Case in point – I could tell you Oculus VR is headed for a brick wall. You’d grab a pitch fork and demand an apology. But the fact of the matter is – it wasn’t the technology on its own that killed VR in the 90s, it was the simple fact that it was a fad and not something that ever should have been applied as a universal peripheral for mass media consumption. That’s why the first headsets failed, and collected dust.

 

They’re like a trampoline – fun for a little bit, exciting, but something you’ll use sparingly at best in isolated situations. Just like 3D TV.

 

It’s that right angle to reality fanaticism that kills it, because you inflate the expectations far beyond anything that is deemed normal, setting a bar so high that it cannot possibly reach it.
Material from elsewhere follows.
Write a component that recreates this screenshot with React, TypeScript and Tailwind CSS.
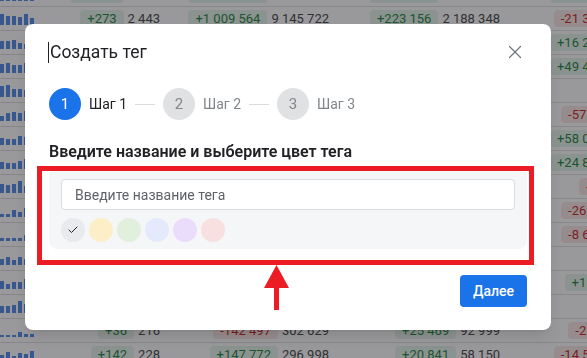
import { X, Check } from "lucide-react";

type Cell = [string, string] | null;
type Row = { bars: number[]; c1: Cell; c2: Cell; c3: Cell; c4: Cell };

const rows: Row[] = [
  { bars: [6, 9, 7, 10, 8, 11], c1: ["+2 173", "3 102"], c2: ["+1 245 803", "9 874 110"], c3: ["+245 918", "2 211 906"], c4: ["+12 044", "10 551 239"] },
  { bars: [11, 9, 9, 8, 11, 7], c1: ["+273", "2 443"], c2: ["+1 009 564", "9 145 722"], c3: ["+223 156", "2 188 348"], c4: ["-21 348", "12 345 678"] },
  { bars: [8, 8, 9, 6, 5, 9], c1: null, c2: null, c3: null, c4: ["+16 274", "12 902 415"] },
  { bars: [9, 10, 8, 8, 10, 6], c1: null, c2: null, c3: null, c4: ["+49 418", "12 561 007"] },
  { bars: [11, 12, 8, 8, 7, 10], c1: null, c2: null, c3: null, c4: null },
  { bars: [5, 8, 9, 8, 10, 6], c1: null, c2: null, c3: null, c4: ["-57 106", "3 460 218"] },
  { bars: [7, 6, 6, 9, 8, 5], c1: null, c2: null, c3: null, c4: ["+58 012", "12 771 903"] },
  { bars: [7, 6, 6, 8, 10, 7], c1: null, c2: null, c3: null, c4: ["+24 815", "11 482 316"] },
  { bars: [9, 8, 9, 12, 7, 6], c1: null, c2: null, c3: null, c4: ["-4 512", "873 104"] },
  { bars: [3, 3, 7, 5, 9, 4], c1: null, c2: null, c3: null, c4: ["-26 118", "2 948 331"] },
  { bars: [3, 3, 3, 3, 6, 4], c1: null, c2: null, c3: null, c4: ["-8 604", "10 214 775"] },
  { bars: [6, 8, 5, 8, 6, 9], c1: null, c2: null, c3: null, c4: null },
  { bars: [8, 5, 7, 7, 10, 6], c1: null, c2: null, c3: null, c4: ["+1 172", "4 117 092"] },
  { bars: [7, 7, 8, 12, 9, 8], c1: null, c2: null, c3: null, c4: null },
  { bars: [2, 2, 2, 5, 3, 3], c1: ["+36", "216"], c2: ["-142 497", "302 629"], c3: ["+25 469", "92 999"], c4: ["-2 391", "1 204 558"] },
  { bars: [6, 9, 5, 8, 7, 10], c1: ["+142", "228"], c2: ["+147 772", "296 998"], c3: ["+20 841", "58 150"], c4: ["-14 503", "11 620 480"] },
];

function Delta({ cell }: { cell: Cell }) {
  if (!cell) return null;
  const up = cell[0].startsWith("+");
  return (
    <div className="flex items-center justify-end gap-1">
      <span
        className={
          up
            ? "rounded bg-[#e6f4ea] px-[7px] leading-[17px] text-[#188038]"
            : "rounded bg-[#fce8e6] px-[7px] leading-[17px] text-[#c5221f]"
        }
      >
        {cell[0]}
      </span>
      <span className="text-[#3c4043]">{cell[1]}</span>
    </div>
  );
}

function Table() {
  return (
    <div className="mt-[-17px] w-[700px] text-[13px] whitespace-nowrap">
      {rows.map((r, i) => (
        <div key={i} className="flex h-6 items-center border-b border-[#e0e0e0]">
          <div className="flex h-full w-[40px] items-end gap-[2px] pb-[5px]">
            {r.bars.map((h, j) => (
              <div key={j} className="w-[4px] bg-[#4a86e8]" style={{ height: h }} />
            ))}
          </div>
          <div className="w-[120px]"><Delta cell={r.c1} /></div>
          <div className="w-[169px]"><Delta cell={r.c2} /></div>
          <div className="w-[171px]"><Delta cell={r.c3} /></div>
          <div className="w-[180px]"><Delta cell={r.c4} /></div>
        </div>
      ))}
    </div>
  );
}

function Step({ n, label, active }: { n: number; label: string; active?: boolean }) {
  return (
    <div className="flex items-center gap-2">
      <div
        className={
          active
            ? "grid size-8 place-items-center rounded-full bg-[#1a73e8] text-[15px] text-white"
            : "grid size-8 place-items-center rounded-full bg-[#e0e1e3] text-[15px] text-[#80868b]"
        }
      >
        {n}
      </div>
      <span className={active ? "text-sm text-[#202124]" : "text-sm text-[#80868b]"}>{label}</span>
    </div>
  );
}

const swatches = ["#e8eaed", "#fcefc8", "#e1f0dc", "#e4e9fc", "#eadcfb", "#f9e0e0"];

export default function App() {
  return (
    <div className="relative h-[358px] w-[587px] overflow-hidden bg-white font-['Roboto',sans-serif]">
      <Table />
      <div className="fixed inset-0 bg-[rgba(32,33,36,0.46)]" />

      <div className="fixed left-[25px] top-[24px] flex h-[306px] w-[526px] flex-col rounded-lg bg-white px-6 pt-4 pb-[23px] shadow-lg">
        <div className="flex h-6 items-center justify-between">
          <div className="-ml-px flex items-center">
            <span className="mr-[1px] h-[21px] w-px bg-[#202124]" />
            <h2 className="text-[17.5px] text-[#202124]">Создать тег</h2>
          </div>
          <button className="mr-[1px] text-[#70757a]">
            <X size={22} strokeWidth={1.3} />
          </button>
        </div>

        <div className="mt-6 flex items-center">
          <Step n={1} label="Шаг 1" active />
          <div className="mx-2 h-px w-5 bg-[#dadce0]" />
          <Step n={2} label="Шаг 2" />
          <div className="mx-2 h-px w-5 bg-[#dadce0]" />
          <Step n={3} label="Шаг 3" />
        </div>

        <h3 className="mt-[22px] text-base leading-5 font-semibold text-[#202124]">
          Введите название и выберите цвет тега
        </h3>

        <div className="mt-[5px] rounded-lg bg-[#f5f6f8] px-3 pt-3 pb-[7px]">
          <input
            placeholder="Введите название тега"
            className="h-[31px] w-full rounded border border-[#dadce0] bg-white px-[13px] text-sm text-[#202124] outline-none placeholder:text-[#5f6368]"
          />
          <div className="mt-2 flex gap-1">
            {swatches.map((c, i) => (
              <div key={c} className="grid size-6 place-items-center rounded-full" style={{ background: c }}>
                {i === 0 && <Check size={12} strokeWidth={2} className="text-[#202124]" />}
              </div>
            ))}
          </div>
        </div>

        <button className="mt-auto h-8 self-end rounded bg-[#1a73e8] px-[13px] text-sm font-medium text-white">
          Далее
        </button>
      </div>

      {/* annotation */}
      <div className="fixed left-[37px] top-[166px] h-[99px] w-[497px] border-[5px] border-[#ec1c24]" />
      <svg className="fixed left-[263px] top-[264px]" width="27" height="46" viewBox="0 0 27 46">
        <polygon points="13.5,1 26,24 1,24" fill="#ec1c24" />
        <rect x="11" y="22" width="5" height="24" fill="#ec1c24" />
      </svg>
    </div>
  );
}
And when the rest of the world gets burned by that astronomical hype, they’re going to turn their back on VR once again and say it was just a fad all along.

 

That’s what happened to Second Life.

 

It got built up so astronomically high by you, that when it couldn’t possibly meet that expectation, it turned into a has-been fad.

 

This is true to literally every single person on earth except the community who use Second Life or OpenSim/whatever Grid. You’re in a perpetual feedback loop preaching to the choir and refusing to listen to the voice of sanity.

 

So sure are you that Second Life never took a dive that you’re willing to make an ass out of yourself thinking you’ll give WIRED magazine a piece of your mind when they refer to Second Life as a “cautionary tale”, and when an analyst from Gartner who has seen the rise and fall for the past 30 years, and when Jaron “Guy who absolutely knows more than you ever will about VR” Lanier say it’s repeating history, it’s the cult of SL that are quick to think they’re going to set them straight.

 

This is an intervention.

 

You’ve reached a tipping point where reality seems to no longer have any baring on the situation any longer. Where the made-up fantasy world of SL is bleeding over and people honestly think they can make up reality (and ignore it), too.

 

Here’s a more recent example...

 

SL Go from OnLive.

 

It’s an ill-conceived product that benefits from shoddy, biased, market research. Put out by a company that first attempted to price gouge you at $2.50 per hour, and then after widespread backlash, insulted your intelligence further by lowering that to $120.00 per year.

 

Not only is that absolutely a show of contempt for you, they added insult to injury by insisting that the majority of your feedback was positive. In blatant opposition in broad daylight to the actual feedback on their own listing. The feedback a majority of you wrote.

 

As if this wasn’t bad enough, in the face of that overwhelming negative feedback, the typical SL mouthpieces came in and had the audacity to rate it with 5 stars and write glowing review.

 

And when a discussion pops up elsewhere about all of this, and including in the negative feedback to begin with, aside from the pricing issue – the reasoning for the pricing issue was also given: Why are they expected to pay that much for a viewer when they already pay for a Premium account, and already pay for L$, and likely already pay for a tier, and when a working alternative that (while not as pretty) exists on the exact same app store for a measly $2.50 flat fee?

 

People flatly saying they feel betrayed by Linden Lab for this.

 

After all of that, the fanatics still will say “It’s amazing! Totally worth it!”

 

I know, because I’ve had to listen to you.

 

There isn’t a single straw that broke the camel about all of this. It’s a culmination of things and finally the realization that too many people are in absolute denial because they have a vested interest in virtual reality or Second Life.

 

I won’t even get into Ebbe Altberg with this because that level of doublethink has even reached him, passing the buck and regurgitating the by-line from OnLive about how they made it better. – “Ask them, we didn’t make it.”

 

So that’s the bottom line.

 

Your enthusiasm has reached a blind denial of reality, and as a result Rome will burn to the ground while you play a fiddle. In that unending, speak no evil, say only good things about SL attitude... you forgot that it’s not the good things that kill it but the bad things when they’re ignored.

 

As for those who have been trying to point all of this out and have their heads out of the clouds, you gave it your best shot and I thank you. It’s just falling on deaf ears. And for the folks that just wanna enjoy the ride – go for it.

 

I now return you to your simulated reality, already in progress.